Le livre est-il un objet d'art ? par Éric Houser
Un événement très parisien a ceci d’utile qu’il permet de mieux savoir ce qu’il ne faut pas être (« Il faut toujours ne pas être ce que l’on est, et être ce que l’on n’est pas », réplique culte d’un film culte de Jean-Pierre Mocky, Snobs), ce qu’il ne faut pas faire. Et il est intéressant d’observer l’Ennemi, pour le singer quand on est avec lui et tirer à boulets rouges dès qu’il a le dos tourné.
L’ex-librairie La Hune (angle boulevard Saint-Germain / rue Saint-Benoît), qui squatte désormais sur la place, dans les locaux de l’ex-Divan, a été reconvertie en une espèce d’espace (boutique Louis Vuitton, Espace éphémère « L’écriture est un voyage » - encore les sacs). Discrètement (mais passionnément) dédié aux livres (tous les livres qu’on aime, hein, sans exclusive), à la Littérature et à l’Art. Nous sommes à quelques centimètres du Flore (à gauche), des Deux Magots (à droite). L’assistance est très chic, j’allais dire hype mais vu la moyenne d’âge (102 ans), non, l’adjectif chic est plus adéquat. On est assis sur des fauteuils, des chaises, des micro-pliants Quechua. C’est à la bonne franquette (pourvu qu’on ait l’ivresse).

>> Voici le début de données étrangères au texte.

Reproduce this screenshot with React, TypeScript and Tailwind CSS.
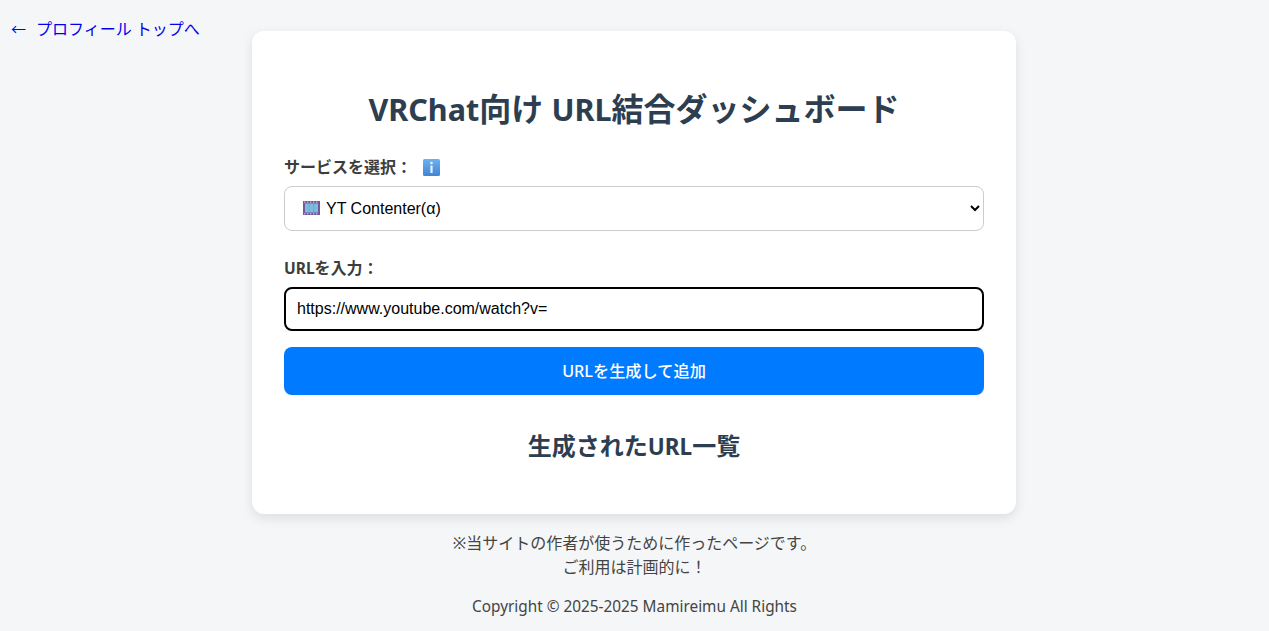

Laure Adler arrive. Elle est blonde maintenant, longs cheveux encadrant son pâle et encore beau visage. Super-pro de la com, elle cuisine gentiment Marie-Ange Guilleminot, sur son travail bien sûr : une boîte de bouquiniste, qui aura circulé dans divers hauts lieux de l’Art, dont la villa Savoye, et dont nous saurons tout dans les moindres détails ; un sac à main ou à dos fabriqué avec un collant opaque pour femme (deux nœuds, hop, et le tour est joué) ; des poupées exposées dans un sex-shop, chez mon boucher, chez mon boulanger ; quoi encore… je ne sais plus.
Le thème de la conversation était très attirant (Le livre est-il une œuvre d’art ?). Alas ! Marie-Ange, formidable d’humilité et de savoir-faire, lui a totalement ravi la vedette. La pauvre professeur en Sorbonne *, qui était censée lui donner la réplique, a été réduite à quia par nos deux commères, très en verve. Cela n’a du reste pas semblé la froisser plus que cela, et au fond, tenir la chandelle n’est pas si désagréable qu’on le croit.
Mais le meilleur, je le dis comme je le pense, a été lorsque Laure, dans un geste audacieux, a endossé l’un des sacs à dos / bas de Marie-Ange et a esquissé, ainsi parée et sous nos applaudissements, un court et élégant défilé. Les annales retiendront ce moment de pure grâce, que l’on pourrait sous-titrer, en manière d’allégorie, Les Noces de la Littérature et de l’Art (avec un grand L, avec un grand A).
* Anne Moeglin-Delcroix, spécialiste du livre d’artiste, vient de publier une somme sur ce sujet aux éditions Le Mot et le Reste.